_EXERCISE AIM_
Return each line containing "React".

——

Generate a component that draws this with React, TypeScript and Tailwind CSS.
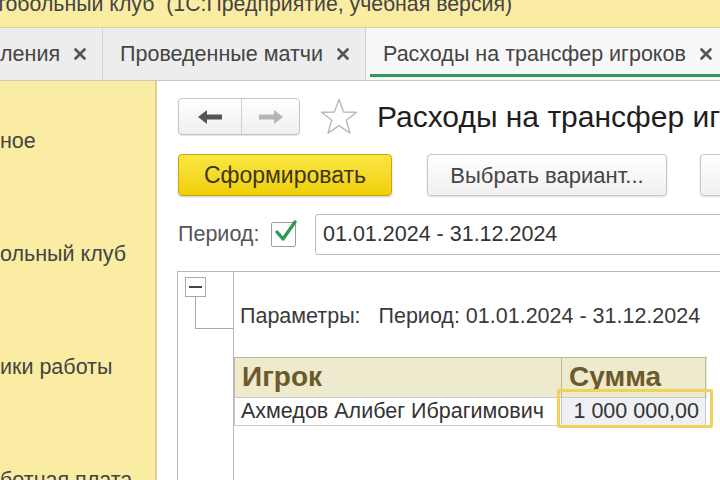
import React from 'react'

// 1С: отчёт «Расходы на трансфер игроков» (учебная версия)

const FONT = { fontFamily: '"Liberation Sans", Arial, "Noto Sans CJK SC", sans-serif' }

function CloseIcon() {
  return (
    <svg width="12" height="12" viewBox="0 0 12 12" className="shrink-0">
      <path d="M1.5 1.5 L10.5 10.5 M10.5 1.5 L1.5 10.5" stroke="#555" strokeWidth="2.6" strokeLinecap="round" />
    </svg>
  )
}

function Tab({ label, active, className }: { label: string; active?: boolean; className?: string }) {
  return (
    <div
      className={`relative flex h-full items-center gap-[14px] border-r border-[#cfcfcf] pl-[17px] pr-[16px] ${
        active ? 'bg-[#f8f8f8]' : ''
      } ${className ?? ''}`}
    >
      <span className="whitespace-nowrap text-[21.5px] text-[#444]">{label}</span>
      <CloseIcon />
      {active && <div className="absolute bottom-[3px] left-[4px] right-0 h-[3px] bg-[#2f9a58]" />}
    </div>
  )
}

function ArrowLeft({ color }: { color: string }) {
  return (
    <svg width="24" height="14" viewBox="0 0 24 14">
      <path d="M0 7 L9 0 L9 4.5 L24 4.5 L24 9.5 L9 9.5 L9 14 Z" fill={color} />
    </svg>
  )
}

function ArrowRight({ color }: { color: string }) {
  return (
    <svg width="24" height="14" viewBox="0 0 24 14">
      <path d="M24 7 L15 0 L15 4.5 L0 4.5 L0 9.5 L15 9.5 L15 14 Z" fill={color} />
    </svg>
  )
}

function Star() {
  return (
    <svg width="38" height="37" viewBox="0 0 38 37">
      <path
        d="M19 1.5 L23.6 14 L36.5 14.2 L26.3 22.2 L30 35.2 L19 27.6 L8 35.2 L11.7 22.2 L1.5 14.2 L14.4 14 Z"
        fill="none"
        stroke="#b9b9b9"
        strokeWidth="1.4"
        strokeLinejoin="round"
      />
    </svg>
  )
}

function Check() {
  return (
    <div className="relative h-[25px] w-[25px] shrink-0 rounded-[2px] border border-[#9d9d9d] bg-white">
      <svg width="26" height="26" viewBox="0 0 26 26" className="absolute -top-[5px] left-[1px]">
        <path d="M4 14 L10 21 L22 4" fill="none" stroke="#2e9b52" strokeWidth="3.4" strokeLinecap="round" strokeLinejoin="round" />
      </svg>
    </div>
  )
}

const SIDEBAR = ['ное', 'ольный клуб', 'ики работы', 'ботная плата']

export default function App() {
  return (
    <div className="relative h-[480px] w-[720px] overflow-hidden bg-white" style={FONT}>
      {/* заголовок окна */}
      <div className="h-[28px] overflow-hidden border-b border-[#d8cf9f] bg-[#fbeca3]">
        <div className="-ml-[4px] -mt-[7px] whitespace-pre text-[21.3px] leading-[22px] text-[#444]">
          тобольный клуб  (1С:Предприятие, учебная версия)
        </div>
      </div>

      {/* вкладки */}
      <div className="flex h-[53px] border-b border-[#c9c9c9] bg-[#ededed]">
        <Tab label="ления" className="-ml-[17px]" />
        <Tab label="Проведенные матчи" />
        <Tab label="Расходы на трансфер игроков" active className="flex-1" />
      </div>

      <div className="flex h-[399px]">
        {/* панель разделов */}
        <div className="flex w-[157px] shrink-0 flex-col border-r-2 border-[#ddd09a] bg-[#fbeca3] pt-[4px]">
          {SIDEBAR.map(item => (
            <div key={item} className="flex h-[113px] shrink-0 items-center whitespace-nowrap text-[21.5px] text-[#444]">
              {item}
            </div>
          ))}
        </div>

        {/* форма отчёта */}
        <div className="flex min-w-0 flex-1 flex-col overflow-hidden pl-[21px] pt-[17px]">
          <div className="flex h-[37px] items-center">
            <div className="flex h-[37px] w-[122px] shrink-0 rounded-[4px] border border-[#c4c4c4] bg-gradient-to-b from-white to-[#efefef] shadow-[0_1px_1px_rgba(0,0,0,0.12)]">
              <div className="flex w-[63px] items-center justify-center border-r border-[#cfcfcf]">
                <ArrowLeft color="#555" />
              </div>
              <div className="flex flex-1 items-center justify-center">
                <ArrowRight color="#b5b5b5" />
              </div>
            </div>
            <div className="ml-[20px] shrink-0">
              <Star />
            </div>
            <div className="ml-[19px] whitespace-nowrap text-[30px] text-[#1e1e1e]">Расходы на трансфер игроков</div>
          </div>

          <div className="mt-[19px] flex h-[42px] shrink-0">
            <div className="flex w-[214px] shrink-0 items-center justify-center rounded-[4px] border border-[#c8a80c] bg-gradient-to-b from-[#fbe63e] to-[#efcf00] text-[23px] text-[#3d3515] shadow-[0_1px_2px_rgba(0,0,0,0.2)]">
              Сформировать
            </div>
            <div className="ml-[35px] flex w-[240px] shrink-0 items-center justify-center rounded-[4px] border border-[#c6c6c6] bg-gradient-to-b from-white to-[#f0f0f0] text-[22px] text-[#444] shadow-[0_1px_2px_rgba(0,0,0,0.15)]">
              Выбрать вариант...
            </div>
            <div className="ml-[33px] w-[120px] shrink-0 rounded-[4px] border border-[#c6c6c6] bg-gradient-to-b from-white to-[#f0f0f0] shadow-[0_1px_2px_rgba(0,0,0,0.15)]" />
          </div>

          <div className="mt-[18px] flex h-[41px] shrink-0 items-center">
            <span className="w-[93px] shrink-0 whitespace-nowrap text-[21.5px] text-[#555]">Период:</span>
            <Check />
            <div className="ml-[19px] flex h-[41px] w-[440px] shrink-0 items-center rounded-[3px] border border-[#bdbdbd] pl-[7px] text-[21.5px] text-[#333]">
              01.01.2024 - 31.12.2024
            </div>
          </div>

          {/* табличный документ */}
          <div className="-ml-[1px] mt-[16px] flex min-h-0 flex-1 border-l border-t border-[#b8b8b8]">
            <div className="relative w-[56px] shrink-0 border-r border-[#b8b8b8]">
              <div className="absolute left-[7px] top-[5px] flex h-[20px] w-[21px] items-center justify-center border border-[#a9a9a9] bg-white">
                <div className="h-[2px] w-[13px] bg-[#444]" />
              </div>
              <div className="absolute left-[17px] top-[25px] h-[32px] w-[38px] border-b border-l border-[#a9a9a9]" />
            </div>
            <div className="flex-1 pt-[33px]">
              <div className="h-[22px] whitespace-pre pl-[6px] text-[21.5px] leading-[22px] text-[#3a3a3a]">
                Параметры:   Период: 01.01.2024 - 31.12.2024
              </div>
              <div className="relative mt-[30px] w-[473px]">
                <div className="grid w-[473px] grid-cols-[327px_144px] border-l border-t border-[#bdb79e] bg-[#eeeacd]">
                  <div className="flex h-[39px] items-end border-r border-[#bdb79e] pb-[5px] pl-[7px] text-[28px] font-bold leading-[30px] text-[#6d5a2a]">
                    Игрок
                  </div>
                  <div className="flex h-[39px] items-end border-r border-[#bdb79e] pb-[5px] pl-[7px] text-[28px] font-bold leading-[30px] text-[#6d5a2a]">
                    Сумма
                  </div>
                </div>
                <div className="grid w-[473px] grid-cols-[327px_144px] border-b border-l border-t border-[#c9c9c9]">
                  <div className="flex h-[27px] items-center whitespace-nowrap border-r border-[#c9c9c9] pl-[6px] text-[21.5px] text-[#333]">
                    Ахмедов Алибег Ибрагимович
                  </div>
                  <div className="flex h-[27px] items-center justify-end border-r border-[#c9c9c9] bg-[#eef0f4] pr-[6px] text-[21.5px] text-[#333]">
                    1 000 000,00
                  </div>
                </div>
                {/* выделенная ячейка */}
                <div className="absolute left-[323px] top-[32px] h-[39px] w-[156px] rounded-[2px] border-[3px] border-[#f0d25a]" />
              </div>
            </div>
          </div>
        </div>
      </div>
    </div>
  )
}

——

_SOLUTION TO THIS EXERCISE_
Generate a component that draws this with React, TypeScript and Tailwind CSS.
import React from 'react'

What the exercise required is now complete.